Systematically derived reduced kinetics for hydrogen/ammonia gas-turbine combustion

Abstract

Starting with a detailed-chemistry description involving 20 elementary steps for hydrogen oxidation and 40 elementary steps for ammonia oxidation, it is shown that systematic application of sensitivity analyses of premixed flames under typical gas-turbine combustion conditions reduces the description to 12 elementary steps for hydrogen oxidation, 4 of them being reversible, and an additional 19 steps for ammonia oxidation, 6 of them being reversible, yielding reasonable predictions for auto-ignition and deflagration processes.
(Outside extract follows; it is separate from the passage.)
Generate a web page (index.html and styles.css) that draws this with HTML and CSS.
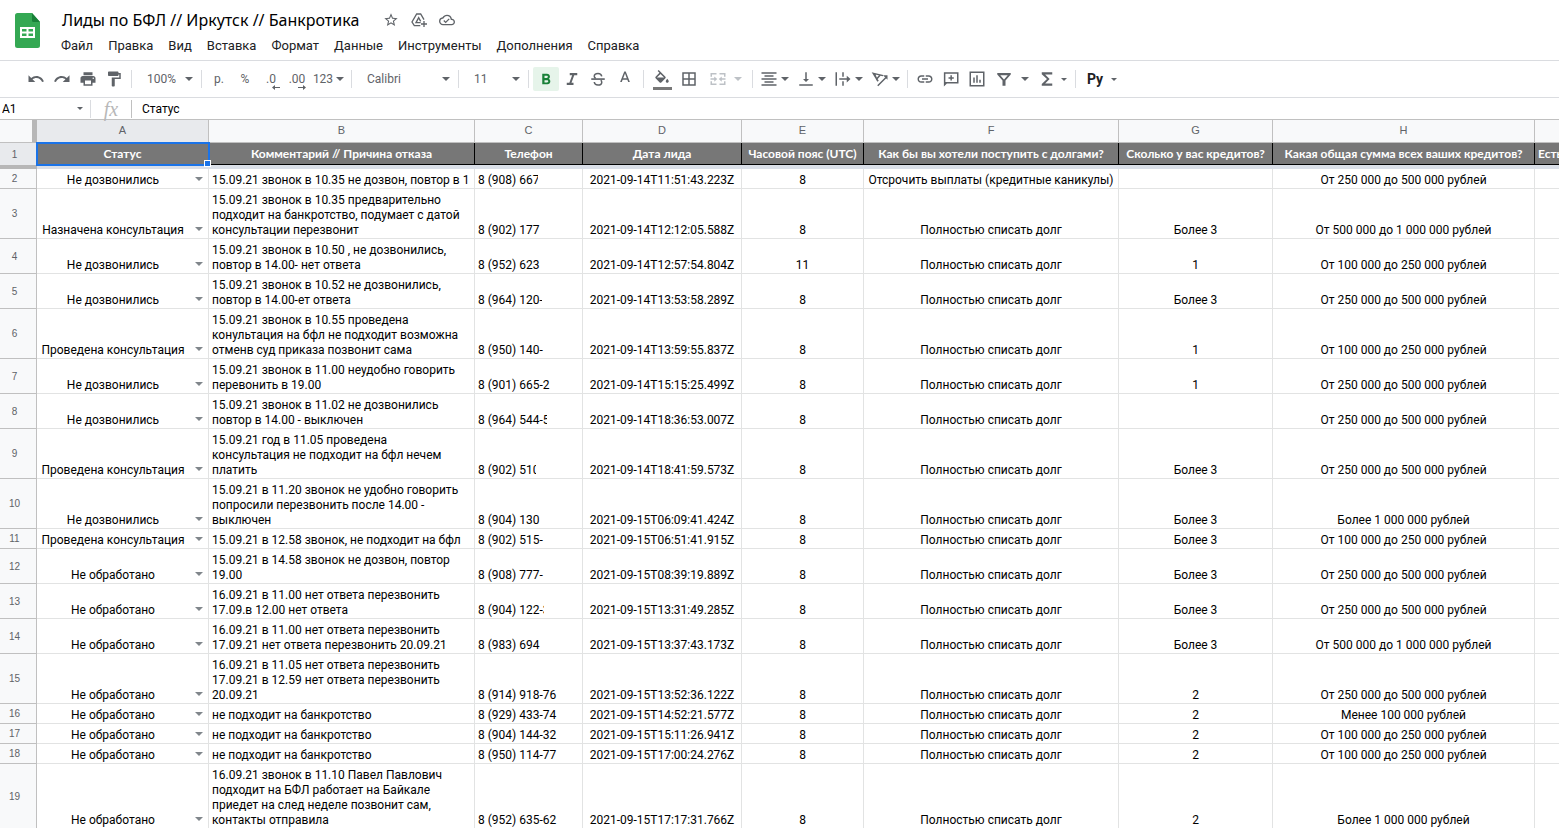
FILE: index.html
```html
<!doctype html>
<html lang="ru">

<head>
  <meta charset="utf-8">
  <title>Лиды по БФЛ // Иркутск // Банкротика</title>
  <link rel="stylesheet" href="styles.css">
</head>

<body>
  <header class="head">
    <svg class="logo" viewBox="0 0 25 35">
      <path fill="#34a853" d="M2.500 0H17l8 9v23.500a2.500 2.500 0 0 1-2.500 2.500h-20A2.500 2.500 0 0 1 0 32.500v-30A2.500 2.500 0 0 1 2.500 0z"/>
      <path fill="#188038" d="M17 0l8 9h-6.500A1.500 1.500 0 0 1 17 7.500z"/>
      <path fill="#fff" fill-rule="evenodd" d="M5 14h15v11H5zM7 16v2.500h4.500V16zm6.500 0v2.500H18V16zM7 20.500V23h4.500v-2.500zm6.500 0V23H18v-2.500z"/>
    </svg>
    <div class="headText">
      <div class="titleRow">
        <h1>Лиды по БФЛ // Иркутск // Банкротика</h1>
        <button class="titleBtn" aria-label="Пометить"><svg viewBox="0 0 24 24"><path d="M22 9.240l-7.190-.620L12 2 9.190 8.630 2 9.240l5.460 4.730L5.820 21 12 17.270 18.180 21l-1.630-7.030L22 9.240zM12 15.400l-3.760 2.270 1-4.280-3.320-2.880 4.380-.380L12 6.100l1.710 4.040 4.380.380-3.320 2.880 1 4.280L12 15.400z"/></svg></button>
        <button class="titleBtn" aria-label="Добавить на Диск"><svg viewBox="0 0 24 24"><path class="line" d="M14 20.500H5L1.500 15 8.500 3h6l5 8.500M14.500 16H7.500L11.500 8.500l3 5.500M19.500 13.500v9M15 18h9"/></svg></button>
        <button class="titleBtn" aria-label="Сохранено"><svg viewBox="0 0 24 24"><path d="M19.350 10.040A7.490 7.490 0 0 0 12 4C9.110 4 6.600 5.640 5.350 8.040A5.994 5.994 0 0 0 0 14c0 3.310 2.690 6 6 6h13c2.760 0 5-2.240 5-5 0-2.640-2.050-4.780-4.650-4.960zM19 18H6c-2.210 0-4-1.790-4-4 0-2.050 1.530-3.760 3.560-3.970l1.070-.110.500-.950A5.469 5.469 0 0 1 12 6c2.620 0 4.880 1.860 5.390 4.430l.300 1.500 1.530.110A2.980 2.980 0 0 1 22 15c0 1.650-1.350 3-3 3zm-9-3.820l-2.090-2.090L6.500 13.500 10 17l6.010-6.010-1.410-1.410z"/></svg></button>
      </div>
      <nav class="menu">
        <button>Файл</button>
        <button>Правка</button>
        <button>Вид</button>
        <button>Вставка</button>
        <button>Формат</button>
        <button>Данные</button>
        <button>Инструменты</button>
        <button>Дополнения</button>
        <button>Справка</button>
      </nav>
    </div>
  </header>

  <!-- TOOLBAR -->
  <div class="toolbar">
    <div class="group">
      <button aria-label="Отменить"><svg viewBox="0 0 24 24"><path d="M12.500 8c-2.650 0-5.050.990-6.900 2.600L2 7v9h9l-3.620-3.620c1.390-1.160 3.160-1.880 5.120-1.880 3.540 0 6.550 2.310 7.600 5.500l2.370-.780C21.080 11.030 17.150 8 12.500 8z"/></svg></button>
      <button aria-label="Повторить"><svg viewBox="0 0 24 24"><path d="M18.400 10.600C16.550 8.990 14.150 8 11.500 8c-4.650 0-8.580 3.030-9.960 7.220L3.900 16c1.050-3.190 4.050-5.500 7.600-5.500 1.950 0 3.730.720 5.120 1.880L13 16h9V7l-3.600 3.600z"/></svg></button>
      <button aria-label="Печать"><svg viewBox="0 0 24 24"><path d="M19 8H5c-1.660 0-3 1.340-3 3v6h4v4h12v-4h4v-6c0-1.660-1.340-3-3-3zm-3 11H8v-5h8v5zm3-7c-.550 0-1-.450-1-1s.450-1 1-1 1 .450 1 1-.450 1-1 1zm-1-9H6v4h12V3z"/></svg></button>
      <button aria-label="Копировать форматирование"><svg viewBox="0 0 24 24"><path d="M18 4V3c0-.550-.450-1-1-1H5c-.550 0-1 .450-1 1v4c0 .550.450 1 1 1h12c.550 0 1-.450 1-1V6h1v4H9v11c0 .550.450 1 1 1h2c.550 0 1-.450 1-1v-9h8V4h-3z"/></svg></button>
    </div>
    <div class="group">
      <label class="pick pickSmall arrow"><select aria-label="Масштаб"><option>100%</option></select></label>
    </div>
    <div class="group">
      <button>р.</button>
      <button>%</button>
      <button class="decimals" aria-label="Уменьшить число знаков">.0<svg viewBox="0 0 8 5"><path d="M0 2.500L3 0v2h5v1H3v2z"/></svg></button>
      <button class="decimals" aria-label="Увеличить число знаков">.00<svg viewBox="0 0 8 5"><path d="M8 2.500L5 0v2H0v1h5v2z"/></svg></button>
      <button class="formats arrow">123</button>
    </div>
    <div class="group">
      <label class="pick pickFont arrow"><select aria-label="Шрифт"><option>Calibri</option></select></label>
    </div>
    <div class="group">
      <label class="pick pickSmall arrow"><select aria-label="Размер шрифта"><option>11</option></select></label>
    </div>
    <div class="group">
      <button class="active" aria-label="Полужирный"><svg viewBox="0 0 24 24"><path d="M15.600 11.790c.970-.670 1.650-1.770 1.650-2.790 0-2.260-1.750-4-4-4H7v14h7.040c2.090 0 3.710-1.700 3.710-3.790 0-1.520-.860-2.820-2.150-3.420zM10 7.500h3c.830 0 1.500.670 1.500 1.500s-.670 1.500-1.500 1.500h-3v-3zm3.500 9H10v-3h3.500c.830 0 1.500.670 1.500 1.500s-.670 1.500-1.500 1.500z"/></svg></button>
      <button aria-label="Курсив"><svg viewBox="0 0 24 24"><path d="M9 4v3h3.200l-3.700 10H5v3h9v-3h-2.700L15 7h4V4z"/></svg></button>
      <button aria-label="Зачеркнутый"><svg viewBox="0 0 24 24"><path d="M3 11h18v2.200H3z"/><path class="line" d="M17 8.500C16.500 5.500 14.500 4.500 12 4.500c-3 0-5 1.400-5 3.700 0 1.300.600 2.200 2 2.900M7 16c.300 2.700 2.300 4 5 4 3.200 0 5-1.500 5-3.800 0-1.200-.400-2-1.300-2.700"/></svg></button>
      <button class="colorBtn" aria-label="Цвет текста"><svg viewBox="0 0 24 24"><path d="M11 2L5.500 16h2.250l1.120-3h6.250l1.120 3h2.250L13 2h-2zm-1.380 9L12 4.670 14.380 11H9.620z"/></svg></button>
    </div>
    <div class="group">
      <button class="colorBtn fillBtn" aria-label="Цвет заливки"><svg viewBox="0 0 24 24"><path d="M16.560 8.940L7.620 0 6.210 1.410l2.380 2.380-5.150 5.150c-.590.590-.590 1.540 0 2.120l5.500 5.500c.290.290.680.440 1.060.440s.770-.150 1.060-.440l5.500-5.500c.590-.580.590-1.530 0-2.120zM5.210 10L10 5.210 14.790 10H5.210zM19 11.500s-2 2.170-2 3.500c0 1.100.900 2 2 2s2-.900 2-2c0-1.330-2-3.500-2-3.500z"/></svg></button>
      <button aria-label="Границы"><svg viewBox="0 0 24 24"><path d="M3 3v18h18V3H3zm8 16H5v-6h6v6zm0-8H5V5h6v6zm8 8h-6v-6h6v6zm0-8h-6V5h6v6z"/></svg></button>
      <button class="merge arrow" disabled aria-label="Объединить ячейки"><svg viewBox="0 0 24 24"><path d="M2 4h8v2H4v3H2zM14 4h8v5h-2V6h-6zM2 15h2v3h6v2H2zM20 15h2v5h-8v-2h6zM2 11h5V8.500l4 3.500-4 3.500V13H2zM22 11h-5V8.500L13 12l4 3.500V13h5z"/></svg></button>
    </div>
    <div class="group groupTight">
      <button class="drop arrow" aria-label="Выравнивание по горизонтали"><svg viewBox="0 0 24 24"><path d="M2 3h20v2H2zM6 7h12v2H6zM2 11h20v2H2zM6 15h12v2H6zM2 19h20v2H2z"/></svg></button>
      <button class="drop arrow" aria-label="Выравнивание по вертикали"><svg viewBox="0 0 24 24"><path d="M16 12h-3V3h-2v9H8l4 4 4-4zM3 19v2h18v-2H3z"/></svg></button>
      <button class="drop arrow" aria-label="Перенос текста"><svg viewBox="0 0 24 24"><path d="M2 3h2v18H2zM11 3h2v6h-2zM11 15h2v6h-2zM7 11h10V7.500l5 4.500-5 4.500V13H7z"/></svg></button>
      <button class="drop arrow" aria-label="Поворот текста"><svg viewBox="0 0 24 24"><path class="line" d="M9.500 15L3 4.500l13 3M5 6l2.500 6L12 7M9 21L20 10"/><path d="M22 7v6l-6-6z"/></svg></button>
    </div>
    <div class="group">
      <button aria-label="Вставить ссылку"><svg viewBox="0 0 24 24"><path d="M3.900 12c0-1.710 1.390-3.100 3.100-3.100h4V7H7c-2.760 0-5 2.240-5 5s2.240 5 5 5h4v-1.900H7c-1.710 0-3.100-1.390-3.100-3.100zM8 13h8v-2H8v2zm9-6h-4v1.900h4c1.710 0 3.100 1.390 3.100 3.100s-1.390 3.100-3.100 3.100h-4V17h4c2.760 0 5-2.240 5-5s-2.240-5-5-5z"/></svg></button>
      <button aria-label="Вставить комментарий"><svg viewBox="0 0 24 24"><path d="M22 3H2.500v19l4-4H22zM20 16H4.500V5H20zM11.200 14h2v-2.500h2.500v-2h-2.500V7h-2v2.500H8.700v2h2.500z"/></svg></button>
      <button aria-label="Вставить диаграмму"><svg viewBox="0 0 24 24"><path d="M2 2v20h20V2zm18 18H4V4h16zM7 10h2v7H7zM11 7h2v10h-2zM15 13h2v4h-2z"/></svg></button>
      <button class="filter arrow" aria-label="Фильтр"><svg viewBox="0 0 24 24"><path fill-rule="evenodd" d="M3 4h18v2l-7 8v7h-4v-7L3 6zm4 3l5 5.500L17 7z"/></svg></button>
      <button class="sigma arrow arrowSmall" aria-label="Функции"><svg viewBox="0 0 24 24"><path d="M19 3H5v2.500l7 6.500-7 6.500V21h14v-3H9.500l6-6-6-6H19z"/></svg></button>
    </div>
    <div class="group groupLast">
      <button class="lang arrow arrowSmall">Ру</button>
    </div>
  </div>

  <!-- FORMULA BAR -->
  <div class="formulaBar">
    <label class="nameBox arrow arrowSmall"><input type="text" value="A1" aria-label="Поле имени"></label>
    <span class="fx">fx</span>
    <input class="formula" type="text" value="Статус" aria-label="Строка формул">
  </div>

  <!-- GRID -->
  <main class="sheet">
    <table>
      <colgroup>
        <col class="colNum"><col class="colA"><col class="colB"><col class="colC"><col class="colD">
        <col class="colE"><col class="colF"><col class="colG"><col class="colH"><col class="colI">
      </colgroup>
      <thead>
        <tr class="letters">
          <th class="corner"></th><th class="picked">A</th><th>B</th><th>C</th><th>D</th><th>E</th><th>F</th><th>G</th><th>H</th><th></th>
        </tr>
        <tr class="titles">
          <th class="num picked">1</th>
          <th class="selected">Статус</th>
          <th>Комментарий // Причина отказа</th>
          <th>Телефон</th>
          <th>Дата лида</th>
          <th>Часовой пояс (UTC)</th>
          <th>Как бы вы хотели поступить с долгами?</th>
          <th>Сколько у вас кредитов?</th>
          <th>Какая общая сумма всех ваших кредитов?</th>
          <th class="last">Есть</th>
        </tr>
        <tr class="freeze"><td class="freezeNum"></td><td colspan="9"></td></tr>
      </thead>
      <tbody id="rows"></tbody>
    </table>
  </main>

  <script src="script.js"></script>
</body>

</html>
```
FILE: styles.css
```css
body {
  margin: 0;
  overflow: hidden;
  background: #fff;
  color: #000;
  font-family: Roboto, "Liberation Sans", sans-serif;
}

button, input, select {
  font: inherit;
  color: inherit;
  background: none;
  border: 0;
  margin: 0;
  padding: 0;
  outline: 0;
  appearance: none;
}

svg {
  display: block;
  fill: #5f6368;
}

.line {
  fill: none;
  stroke: #5f6368;
  stroke-width: 2;
}

/* HEAD */
.head {
  display: flex;
  height: 60px;
  padding-left: 15px;
  border-bottom: 1px solid #dadce0;
}

.logo {
  width: 25px;
  height: 35px;
  margin-top: 13px;
}

.headText {
  padding: 8px 0 0 21px;
}

.titleRow {
  display: flex;
  align-items: center;
  height: 24px;
}

.titleRow h1 {
  margin: 0 24px 0 1px;
  font: 16px "Noto Sans", sans-serif;
  white-space: nowrap;
}

.titleBtn {
  margin-right: 12px;
}

.titleBtn svg {
  width: 16px;
  height: 16px;
}

.menu {
  display: flex;
  gap: 15px;
  height: 26px;
  font-size: 13px;
  color: #202124;
}

/* TOOLBAR */
.toolbar {
  display: flex;
  align-items: center;
  height: 36px;
  padding-left: 19px;
  border-bottom: 1px solid #dadce0;
  font-size: 12px;
  color: #5f6368;
}

.group {
  display: flex;
  align-items: center;
  height: 18px;
  padding: 0 4px;
  border-right: 1px solid #dadce0;
}

.groupTight {
  padding-right: 2px;
}

.groupLast {
  border-right: 0;
}

.group button {
  display: flex;
  align-items: center;
  justify-content: center;
  position: relative;
  width: 26px;
  height: 24px;
}

.group svg {
  width: 18px;
  height: 18px;
}

.group .active {
  background: #e6f4ea;
  border-radius: 2px;
}

.active svg {
  fill: #188038;
}

.group .colorBtn {
  width: 28px;
}

.fillBtn::after {
  content: "";
  position: absolute;
  left: 5px;
  right: 4px;
  bottom: 1px;
  height: 3px;
  background: #777;
}

.arrow {
  display: flex;
  align-items: center;
}

.arrow::after {
  content: "";
  flex: none;
  border: 4px solid transparent;
  border-top-color: #5f6368;
  border-bottom: 0;
}

.arrowSmall::after {
  border-width: 3px;
  border-bottom: 0;
}

.pick {
  box-sizing: border-box;
  padding: 0 4px 0 11px;
}

.pick select {
  flex: 1;
  min-width: 0;
}

.pickSmall {
  width: 61px;
}

.pickFont {
  width: 98px;
}

.group .decimals svg {
  position: absolute;
  right: 4px;
  bottom: 1px;
  width: 8px;
  height: 5px;
}

.group .formats {
  width: 37px;
  gap: 3px;
}

.group .merge {
  width: 46px;
  gap: 7px;
}

.merge svg {
  fill: #bdc1c6;
}

.merge::after {
  border-top-color: #bdc1c6;
}

.group .drop {
  width: 37px;
  gap: 3px;
  justify-content: flex-start;
  padding-left: 3px;
}

.group .filter {
  width: 43px;
  gap: 8px;
}

.group .sigma {
  width: 38px;
  gap: 5px;
}

.group .lang {
  width: 44px;
  gap: 8px;
  font-size: 14px;
  font-weight: bold;
  color: #202124;
}

/* FORMULA BAR */
.formulaBar {
  display: flex;
  align-items: center;
  height: 21px;
  border-bottom: 1px solid #c0c0c0;
  font-size: 12px;
}

.nameBox {
  box-sizing: border-box;
  width: 91px;
  height: 18px;
  padding: 0 7px 0 2px;
  border-right: 1px solid #dadce0;
}

.nameBox input {
  flex: 1;
  min-width: 0;
}

.fx {
  box-sizing: border-box;
  width: 41px;
  border-right: 1px solid #c0c0c0;
  color: #b8b8b8;
  font: italic 20px/18px "Liberation Serif", serif;
  text-align: center;
}

.formula {
  flex: 1;
  padding-left: 10px;
}

/* GRID */
.sheet {
  overflow: hidden;
}

table {
  width: 1690px;
  table-layout: fixed;
  border-collapse: separate;
  border-spacing: 0;
  font-size: 12px;
  line-height: 15px;
}

.colNum { width: 37px; }
.colA { width: 172px; }
.colB { width: 266px; }
.colC { width: 108px; }
.colD { width: 159px; }
.colE { width: 122px; }
.colF { width: 255px; }
.colG { width: 154px; }
.colH { width: 262px; }
.colI { width: 155px; }

.letters th {
  height: 20px;
  padding: 0 0 2px;
  border-right: 1px solid #c0c0c0;
  border-bottom: 1px solid #c0c0c0;
  background: #f8f9fa;
  color: #5f6368;
  font: 11px/15px "Liberation Sans", sans-serif;
}

.letters .picked, .titles .picked {
  background: #e8eaed;
}

.letters .corner {
  border-right: 5px solid #b7b7b7;
}

.num {
  padding: 0 7px 0 0;
  border-right: 1px solid #c0c0c0;
  border-bottom: 1px solid #c0c0c0;
  background: #f8f9fa;
  color: #5f6368;
  font: 10px/15px "Liberation Sans", sans-serif;
  text-align: center;
}

.titles th {
  height: 21px;
  padding: 0;
  border-bottom: 1px solid #000;
}

.titles th:not(.num) {
  border-right: 1px solid #000;
  background: #777;
  color: #fff;
  font: bold 12px/15px Lato, "Open Sans", sans-serif;
  white-space: nowrap;
}

.titles .num {
  padding-right: 7px;
  border-bottom: 0;
}

.titles .last {
  padding-left: 3px;
  text-align: left;
}

.titles .selected {
  position: relative;
  outline: 2px solid #1a73e8;
  outline-offset: -1px;
}

.selected::after {
  content: "";
  position: absolute;
  right: -3px;
  bottom: -3px;
  width: 5px;
  height: 5px;
  border: 1px solid #fff;
  background: #1a73e8;
}

.freeze td {
  height: 4px;
  padding: 0;
  background: #dadfe8;
}

.freeze .freezeNum {
  background: #b7b7b7;
}

tbody td {
  padding: 4px 3px 0;
  border-right: 1px solid #e2e3e3;
  border-bottom: 1px solid #e2e3e3;
  overflow: hidden;
  text-align: center;
  vertical-align: bottom;
  white-space: pre;
}

tbody .note, tbody .phone {
  text-align: left;
}

tbody .phone {
  position: relative;
}

/* part of the number is wiped out, gridline included */
.wipe {
  position: absolute;
  right: 6px;
  bottom: -1px;
  height: 17px;
  background: #fff;
}

.status .arrow {
  height: 15px;
  padding-right: 2px;
}

.status .arrow::after {
  margin-bottom: 4px;
  border-top-color: #80868b;
}

.status select {
  flex: 1;
  min-width: 0;
  height: 15px;
  padding-right: 9px;
  line-height: 15px;
  text-align: center;
  text-align-last: center;
}
```
FILE: script.js
```js
var NO = "Не дозвонились";
var DONE = "Проведена консультация";
var NEW = "Не обработано";
var OFF = "Полностью списать долг";
var R100 = "От 100 000 до 250 000 рублей";
var R250 = "От 250 000 до 500 000 рублей";
var R500 = "От 500 000 до 1 000 000 рублей";
var MORE = "Более 1 000 000 рублей";

// status, note, phone, width of the wiped part, date, zone, wish, credits, sum
var rows = [
  [NO, "15.09.21 звонок в 10.35 не дозвон, повтор в 1", "8 (908) 667", 38, "2021-09-14T11:51:43.223Z", "8", "Отсрочить выплаты (кредитные каникулы)", "", R250],
  ["Назначена консультация", "15.09.21 звонок в 10.35 предварительно\nподходит на банкротство, подумает с датой\nконсультации перезвонит", "8 (902) 177", 36, "2021-09-14T12:12:05.588Z", "8", OFF, "Более 3", R500],
  [NO, "15.09.21 звонок в 10.50 , не дозвонились,\nповтор в 14.00- нет ответа", "8 (952) 623", 0, "2021-09-14T12:57:54.804Z", "11", OFF, "1", R100],
  [NO, "15.09.21 звонок в 10.52 не дозвонились,\nповтор в 14.00-ет ответа", "8 (964) 120-", 34, "2021-09-14T13:53:58.289Z", "8", OFF, "Более 3", R250],
  [DONE, "15.09.21 звонок в 10.55 проведена\nконультация на бфл не подходит возможна\nотменв суд приказа позвонит сама", "8 (950) 140-", 0, "2021-09-14T13:59:55.837Z", "8", OFF, "1", R100],
  [NO, "15.09.21 звонок в 11.00 неудобно говорить\nперевонить в 19.00", "8 (901) 665-2", 0, "2021-09-14T15:15:25.499Z", "8", OFF, "1", R250],
  [NO, "15.09.21 звонок в 11.02 не дозвонились\nповтор в 14.00 - выключен", "8 (964) 544-5", 29, "2021-09-14T18:36:53.007Z", "8", OFF, "", R250],
  [DONE, "15.09.21 год в 11.05 проведена\nконсультация не подходит на бфл нечем\nплатить", "8 (902) 510", 40, "2021-09-14T18:41:59.573Z", "8", OFF, "Более 3", R250],
  [NO, "15.09.21 в 11.20 звонок не удобно говорить\nпопросили перезвонить после 14.00 -\nвыключен", "8 (904) 130", 36, "2021-09-15T06:09:41.424Z", "8", OFF, "Более 3", MORE],
  [DONE, "15.09.21 в 12.58 звонок, не подходит на бфл", "8 (902) 515-", 29, "2021-09-15T06:51:41.915Z", "8", OFF, "Более 3", R100],
  [NEW, "15.09.21 в 14.58 звонок не дозвон, повтор\n19.00", "8 (908) 777-", 32, "2021-09-15T08:39:19.889Z", "8", OFF, "Более 3", R250],
  [NEW, "16.09.21 в 11.00 нет ответа перезвонить\n17.09.в 12.00 нет ответа", "8 (904) 122-3", 32, "2021-09-15T13:31:49.285Z", "8", OFF, "Более 3", R250],
  [NEW, "16.09.21 в 11.00 нет ответа перезвонить\n17.09.21 нет ответа перезвонить 20.09.21", "8 (983) 694", 29, "2021-09-15T13:37:43.173Z", "8", OFF, "Более 3", R500],
  [NEW, "16.09.21 в 11.05 нет ответа перезвонить\n17.09.21 в 12.59 нет ответа перезвонить\n20.09.21", "8 (914) 918-76", 16, "2021-09-15T13:52:36.122Z", "8", OFF, "2", R250],
  [NEW, "не подходит на банкротство", "8 (929) 433-74", 10, "2021-09-15T14:52:21.577Z", "8", OFF, "2", "Менее 100 000 рублей"],
  [NEW, "не подходит на банкротство", "8 (904) 144-32", 0, "2021-09-15T15:11:26.941Z", "8", OFF, "2", R100],
  [NEW, "не подходит на банкротство", "8 (950) 114-77", 0, "2021-09-15T17:00:24.276Z", "8", OFF, "2", R100],
  [NEW, "16.09.21 звонок в 11.10 Павел Павлович\nподходит на БФЛ работает на Байкале\nприедет на след неделе позвонит сам,\nконтакты отправила", "8 (952) 635-62", 0, "2021-09-15T17:17:31.766Z", "8", OFF, "2", MORE]
];

var html = "";
rows.forEach(function (r, i) {
  var wipe = r[3] ? '<span class="wipe" style="width:' + r[3] + 'px"></span>' : "";
  html += '<tr><th class="num">' + (i + 2) + '</th>' +
    '<td class="status"><label class="arrow"><select aria-label="Статус"><option>' + r[0] + '</option></select></label></td>' +
    '<td class="note">' + r[1] + '</td>' +
    '<td class="phone">' + r[2] + wipe + '</td>';
  for (var c = 4; c < 9; c++) {
    html += '<td>' + r[c] + '</td>';
  }
  html += '<td></td></tr>';
});
document.getElementById("rows").innerHTML = html;
```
Subsequent introduction of steady-state approximations for chemical intermediates, afforded by the high-pressure conditions existing in gas-turbine combustion chambers, effectively reduces the fuel-oxidation description in systems utilizing H2-NH3 fuel mixtures to two global steps for deflagrations, namely, 2H2 + O2 <-> 2H2O and 4NH3 ＋ 3O2 <-> 2N2 + 6H2O. Analytical expressions for the associated overall rates, involving the local temperature and the O2, H2, NH3, N2, and H2O concentrations, are derived through selective truncation of the steady-state expressions, resulting in a simplified chemistry description that can facilitate future numerical analyses based on direct-numerical and large-eddy simulations.